-- begin --
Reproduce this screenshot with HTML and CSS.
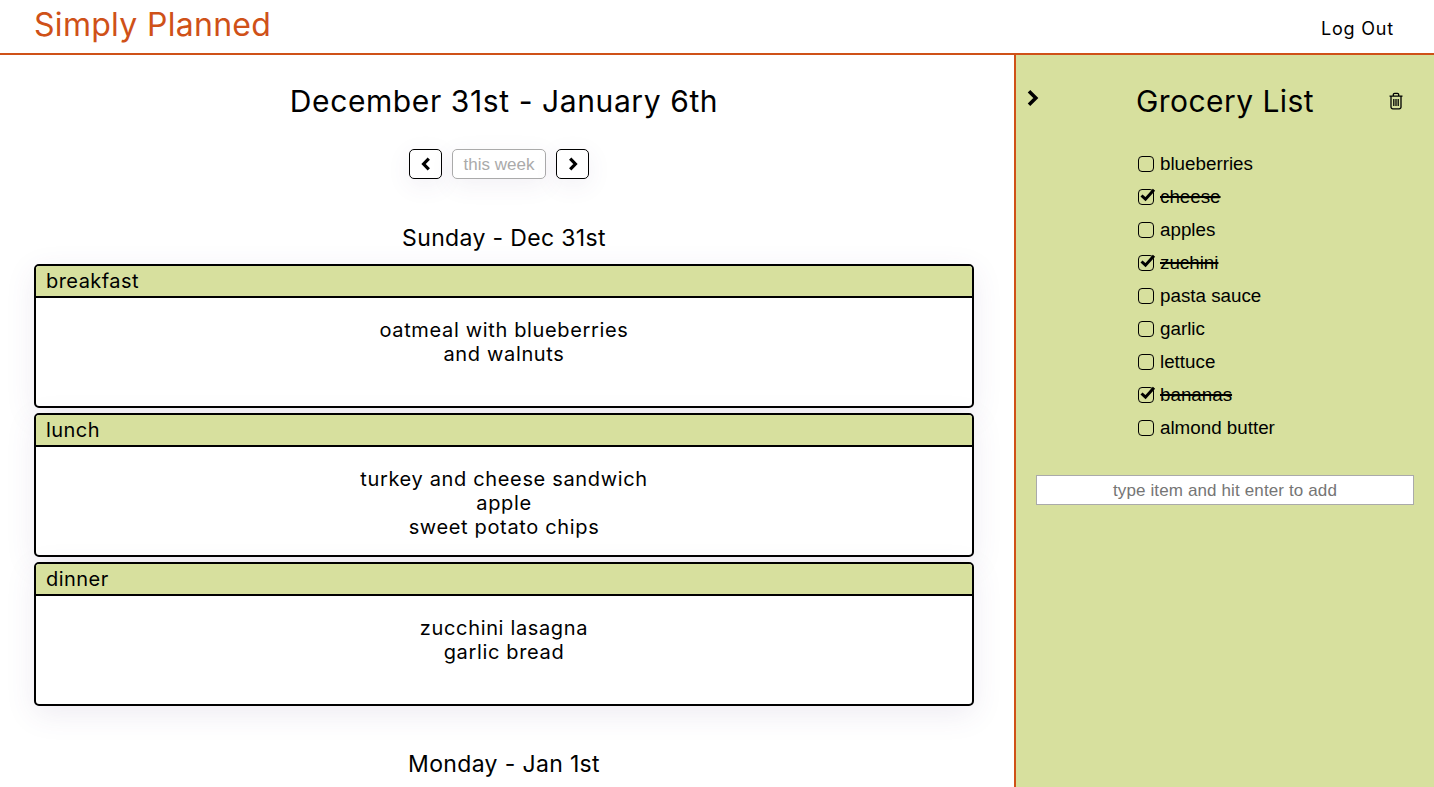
FILE: index.html
```html
<!DOCTYPE html>
<html lang="en">
<head>
<meta charset="utf-8">
<title>Simply Planned</title>
<link rel="stylesheet" href="styles.css">
</head>
<body>
<header class="topbar">
  <h1 class="brand">Simply Planned</h1>
  <a class="logout">Log Out</a>
</header>
<div class="layout">
  <main class="planner">
    <h2 class="week-title">December 31st - January 6th</h2>
    <div class="week-nav">
      <button class="nav-btn"><svg width="10" height="14" viewBox="0 0 10 14"><path class="chev" d="M7.8 1.6 2.6 7l5.2 5.4"/></svg></button>
      <button class="this-week">this week</button>
      <button class="nav-btn"><svg width="10" height="14" viewBox="0 0 10 14"><path class="chev" d="M2.2 1.6 7.4 7l-5.2 5.4"/></svg></button>
    </div>
    <section class="day">
      <h3 class="day-title">Sunday - Dec 31st</h3>
      <article class="meal">
        <div class="meal-head">breakfast</div>
        <div class="meal-body">oatmeal with blueberries<br>and walnuts</div>
      </article>
      <article class="meal">
        <div class="meal-head">lunch</div>
        <div class="meal-body">turkey and cheese sandwich<br>apple<br>sweet potato chips</div>
      </article>
      <article class="meal">
        <div class="meal-head">dinner</div>
        <div class="meal-body">zucchini lasagna<br>garlic bread</div>
      </article>
    </section>
    <section class="day">
      <h3 class="day-title">Monday - Jan 1st</h3>
    </section>
  </main>
  <aside class="grocery">
    <div class="grocery-head">
      <svg class="collapse" width="14" height="18" viewBox="0 0 14 18"><path class="chev thick" d="M3 2.2 9.8 9 3 15.8"/></svg>
      <h2 class="grocery-title">Grocery List</h2>
      <svg class="trash" width="16" height="18" viewBox="0 0 16 18"><path class="line" d="M1.5 4.2h13M3 4.2V15a1.8 1.8 0 0 0 1.8 1.8h6.4A1.8 1.8 0 0 0 13 15V4.2M5.3 4V2.6a1.3 1.3 0 0 1 1.3-1.3h2.8a1.3 1.3 0 0 1 1.3 1.3V4M5.8 7v7M8 7v7M10.2 7v7"/></svg>
    </div>
    <ul class="items">
      <li class="item"><span class="box"></span>blueberries</li>
      <li class="item done"><span class="box"><svg class="tick" width="19" height="17" viewBox="0 0 19 17"><path d="M3.5 8.5l4 3.7L16 2.8"/></svg></span><span class="label">cheese</span></li>
      <li class="item"><span class="box"></span>apples</li>
      <li class="item done"><span class="box"><svg class="tick" width="19" height="17" viewBox="0 0 19 17"><path d="M3.5 8.5l4 3.7L16 2.8"/></svg></span><span class="label">zuchini</span></li>
      <li class="item"><span class="box"></span>pasta sauce</li>
      <li class="item"><span class="box"></span>garlic</li>
      <li class="item"><span class="box"></span>lettuce</li>
      <li class="item done"><span class="box"><svg class="tick" width="19" height="17" viewBox="0 0 19 17"><path d="M3.5 8.5l4 3.7L16 2.8"/></svg></span><span class="label">bananas</span></li>
      <li class="item"><span class="box"></span>almond butter</li>
    </ul>
    <input class="add-item" type="text" placeholder="type item and hit enter to add">
  </aside>
</div>
</body>
</html>
```
FILE: styles.css
```css
* { box-sizing: border-box; }
html, body { margin: 0; height: 100%; overflow: hidden; }
body { font-family: Inter, "Liberation Sans", sans-serif; color: #000; background: #fff; }

.topbar {
  height: 55px;
  border-bottom: 2px solid #cf5118;
  display: flex;
  justify-content: space-between;
  align-items: flex-start;
  padding: 0 40px 0 34px;
}
.brand { margin: 5px 0 0; font-size: 32px; line-height: 40px; font-weight: 400; letter-spacing: .3px; color: #cf5118; }
.logout { margin-top: 18px; font-size: 18px; line-height: 22px; letter-spacing: .8px; }

.layout { display: flex; height: 732px; }
.planner { width: 1014px; padding: 0 40px 0 34px; overflow: hidden; flex: none; }
.week-title { margin: 26px 0 0; text-align: center; font-size: 30px; line-height: 40px; font-weight: 400; letter-spacing: .6px; }

.week-nav { display: flex; justify-content: center; gap: 10px; margin: 28px 10px 0 0; height: 30px; }
.nav-btn, .this-week {
  height: 30px;
  padding: 0;
  border-radius: 5px;
  background: #fff;
  box-shadow: 0 6px 24px rgba(90, 60, 130, .08);
  display: flex;
  align-items: center;
  justify-content: center;
}
.nav-btn { width: 33px; border: 1.5px solid #000; }
.this-week { width: 94px; border: 1px solid #aaa; color: #aaa; font: 17px/1 "Liberation Sans", sans-serif; }
.chev { fill: none; stroke: #000; stroke-width: 3.2; }
.chev.thick { stroke-width: 3.6; }

.day { margin-top: 44px; }
.day + .day { margin-top: 43px; }
.day-title { margin: 0 0 11px; text-align: center; font-size: 23px; line-height: 30px; font-weight: 400; letter-spacing: .35px; }

.meal {
  height: 144px;
  margin-bottom: 5px;
  border: 2px solid #000;
  border-radius: 5px;
  background: #fff;
  box-shadow: 0 8px 30px rgba(90, 60, 130, .1);
  overflow: hidden;
}
.meal-head {
  height: 32px;
  padding-left: 10px;
  background: #d7e09e;
  border-bottom: 2px solid #000;
  font-size: 20px;
  line-height: 31px;
  letter-spacing: .45px;
}
.meal-body { padding-top: 20px; text-align: center; font-size: 20px; line-height: 24px; letter-spacing: .65px; }

.grocery {
  flex: 1;
  background: #d7e09e;
  border-left: 2px solid #cf5118;
  padding: 0 20px;
}
.grocery-head { position: relative; height: 40px; margin-top: 26px; text-align: center; }
.grocery-title { margin: 0; font-size: 30px; line-height: 40px; font-weight: 400; letter-spacing: .45px; }
.collapse { position: absolute; left: -10px; top: 8px; }
.trash { position: absolute; right: 10px; top: 11px; }
.line { fill: none; stroke: #000; stroke-width: 1.3; }

.items { list-style: none; margin: 26px 0 0; padding: 0 0 0 102px; }
.item {
  display: flex;
  align-items: center;
  height: 33px;
  font-family: "Liberation Sans", sans-serif;
  font-size: 18.8px;
}
.box {
  position: relative;
  flex: none;
  width: 16px;
  height: 16px;
  margin-right: 6px;
  border: 1.5px solid #000;
  border-radius: 4px;
}
.tick { position: absolute; left: -1.5px; top: -3px; fill: none; stroke: #000; stroke-width: 3; }
.done .label { text-decoration: line-through; text-decoration-thickness: 2px; }

.add-item {
  display: block;
  width: 378px;
  height: 30px;
  margin-top: 31px;
  border: 1px solid #aaa;
  background: #fff;
  padding: 2px 0 0;
  text-align: center;
  font-family: "Liberation Sans", sans-serif;
  font-size: 17px;
  letter-spacing: .13px;
}
.add-item::placeholder { color: #757575; opacity: 1; }
```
-- end --
- _Written instruction_: Every line of the data should be copied as it stands, without the images.

- _Written reply_:
Reproduce this screenshot with HTML and CSS.
FILE: index.html
```html
<!DOCTYPE html>
<html lang="en">
<head>
<meta charset="utf-8">
<title>Simply Planned</title>
<link rel="stylesheet" href="styles.css">
</head>
<body>
<header class="topbar">
  <h1 class="brand">Simply Planned</h1>
  <a class="logout">Log Out</a>
</header>
<div class="layout">
  <main class="planner">
    <h2 class="week-title">December 31st - January 6th</h2>
    <div class="week-nav">
      <button class="nav-btn"><svg width="10" height="14" viewBox="0 0 10 14"><path class="chev" d="M7.8 1.6 2.6 7l5.2 5.4"/></svg></button>
      <button class="this-week">this week</button>
      <button class="nav-btn"><svg width="10" height="14" viewBox="0 0 10 14"><path class="chev" d="M2.2 1.6 7.4 7l-5.2 5.4"/></svg></button>
    </div>
    <section class="day">
      <h3 class="day-title">Sunday - Dec 31st</h3>
      <article class="meal">
        <div class="meal-head">breakfast</div>
        <div class="meal-body">oatmeal with blueberries<br>and walnuts</div>
      </article>
      <article class="meal">
        <div class="meal-head">lunch</div>
        <div class="meal-body">turkey and cheese sandwich<br>apple<br>sweet potato chips</div>
      </article>
      <article class="meal">
        <div class="meal-head">dinner</div>
        <div class="meal-body">zucchini lasagna<br>garlic bread</div>
      </article>
    </section>
    <section class="day">
      <h3 class="day-title">Monday - Jan 1st</h3>
    </section>
  </main>
  <aside class="grocery">
    <div class="grocery-head">
      <svg class="collapse" width="14" height="18" viewBox="0 0 14 18"><path class="chev thick" d="M3 2.2 9.8 9 3 15.8"/></svg>
      <h2 class="grocery-title">Grocery List</h2>
      <svg class="trash" width="16" height="18" viewBox="0 0 16 18"><path class="line" d="M1.5 4.2h13M3 4.2V15a1.8 1.8 0 0 0 1.8 1.8h6.4A1.8 1.8 0 0 0 13 15V4.2M5.3 4V2.6a1.3 1.3 0 0 1 1.3-1.3h2.8a1.3 1.3 0 0 1 1.3 1.3V4M5.8 7v7M8 7v7M10.2 7v7"/></svg>
    </div>
    <ul class="items">
      <li class="item"><span class="box"></span>blueberries</li>
      <li class="item done"><span class="box"><svg class="tick" width="19" height="17" viewBox="0 0 19 17"><path d="M3.5 8.5l4 3.7L16 2.8"/></svg></span><span class="label">cheese</span></li>
      <li class="item"><span class="box"></span>apples</li>
      <li class="item done"><span class="box"><svg class="tick" width="19" height="17" viewBox="0 0 19 17"><path d="M3.5 8.5l4 3.7L16 2.8"/></svg></span><span class="label">zuchini</span></li>
      <li class="item"><span class="box"></span>pasta sauce</li>
      <li class="item"><span class="box"></span>garlic</li>
      <li class="item"><span class="box"></span>lettuce</li>
      <li class="item done"><span class="box"><svg class="tick" width="19" height="17" viewBox="0 0 19 17"><path d="M3.5 8.5l4 3.7L16 2.8"/></svg></span><span class="label">bananas</span></li>
      <li class="item"><span class="box"></span>almond butter</li>
    </ul>
    <input class="add-item" type="text" placeholder="type item and hit enter to add">
  </aside>
</div>
</body>
</html>
```
FILE: styles.css
```css
* { box-sizing: border-box; }
html, body { margin: 0; height: 100%; overflow: hidden; }
body { font-family: Inter, "Liberation Sans", sans-serif; color: #000; background: #fff; }

.topbar {
  height: 55px;
  border-bottom: 2px solid #cf5118;
  display: flex;
  justify-content: space-between;
  align-items: flex-start;
  padding: 0 40px 0 34px;
}
.brand { margin: 5px 0 0; font-size: 32px; line-height: 40px; font-weight: 400; letter-spacing: .3px; color: #cf5118; }
.logout { margin-top: 18px; font-size: 18px; line-height: 22px; letter-spacing: .8px; }

.layout { display: flex; height: 732px; }
.planner { width: 1014px; padding: 0 40px 0 34px; overflow: hidden; flex: none; }
.week-title { margin: 26px 0 0; text-align: center; font-size: 30px; line-height: 40px; font-weight: 400; letter-spacing: .6px; }

.week-nav { display: flex; justify-content: center; gap: 10px; margin: 28px 10px 0 0; height: 30px; }
.nav-btn, .this-week {
  height: 30px;
  padding: 0;
  border-radius: 5px;
  background: #fff;
  box-shadow: 0 6px 24px rgba(90, 60, 130, .08);
  display: flex;
  align-items: center;
  justify-content: center;
}
.nav-btn { width: 33px; border: 1.5px solid #000; }
.this-week { width: 94px; border: 1px solid #aaa; color: #aaa; font: 17px/1 "Liberation Sans", sans-serif; }
.chev { fill: none; stroke: #000; stroke-width: 3.2; }
.chev.thick { stroke-width: 3.6; }

.day { margin-top: 44px; }
.day + .day { margin-top: 43px; }
.day-title { margin: 0 0 11px; text-align: center; font-size: 23px; line-height: 30px; font-weight: 400; letter-spacing: .35px; }

.meal {
  height: 144px;
  margin-bottom: 5px;
  border: 2px solid #000;
  border-radius: 5px;
  background: #fff;
  box-shadow: 0 8px 30px rgba(90, 60, 130, .1);
  overflow: hidden;
}
.meal-head {
  height: 32px;
  padding-left: 10px;
  background: #d7e09e;
  border-bottom: 2px solid #000;
  font-size: 20px;
  line-height: 31px;
  letter-spacing: .45px;
}
.meal-body { padding-top: 20px; text-align: center; font-size: 20px; line-height: 24px; letter-spacing: .65px; }

.grocery {
  flex: 1;
  background: #d7e09e;
  border-left: 2px solid #cf5118;
  padding: 0 20px;
}
.grocery-head { position: relative; height: 40px; margin-top: 26px; text-align: center; }
.grocery-title { margin: 0; font-size: 30px; line-height: 40px; font-weight: 400; letter-spacing: .45px; }
.collapse { position: absolute; left: -10px; top: 8px; }
.trash { position: absolute; right: 10px; top: 11px; }
.line { fill: none; stroke: #000; stroke-width: 1.3; }

.items { list-style: none; margin: 26px 0 0; padding: 0 0 0 102px; }
.item {
  display: flex;
  align-items: center;
  height: 33px;
  font-family: "Liberation Sans", sans-serif;
  font-size: 18.8px;
}
.box {
  position: relative;
  flex: none;
  width: 16px;
  height: 16px;
  margin-right: 6px;
  border: 1.5px solid #000;
  border-radius: 4px;
}
.tick { position: absolute; left: -1.5px; top: -3px; fill: none; stroke: #000; stroke-width: 3; }
.done .label { text-decoration: line-through; text-decoration-thickness: 2px; }

.add-item {
  display: block;
  width: 378px;
  height: 30px;
  margin-top: 31px;
  border: 1px solid #aaa;
  background: #fff;
  padding: 2px 0 0;
  text-align: center;
  font-family: "Liberation Sans", sans-serif;
  font-size: 17px;
  letter-spacing: .13px;
}
.add-item::placeholder { color: #757575; opacity: 1; }
```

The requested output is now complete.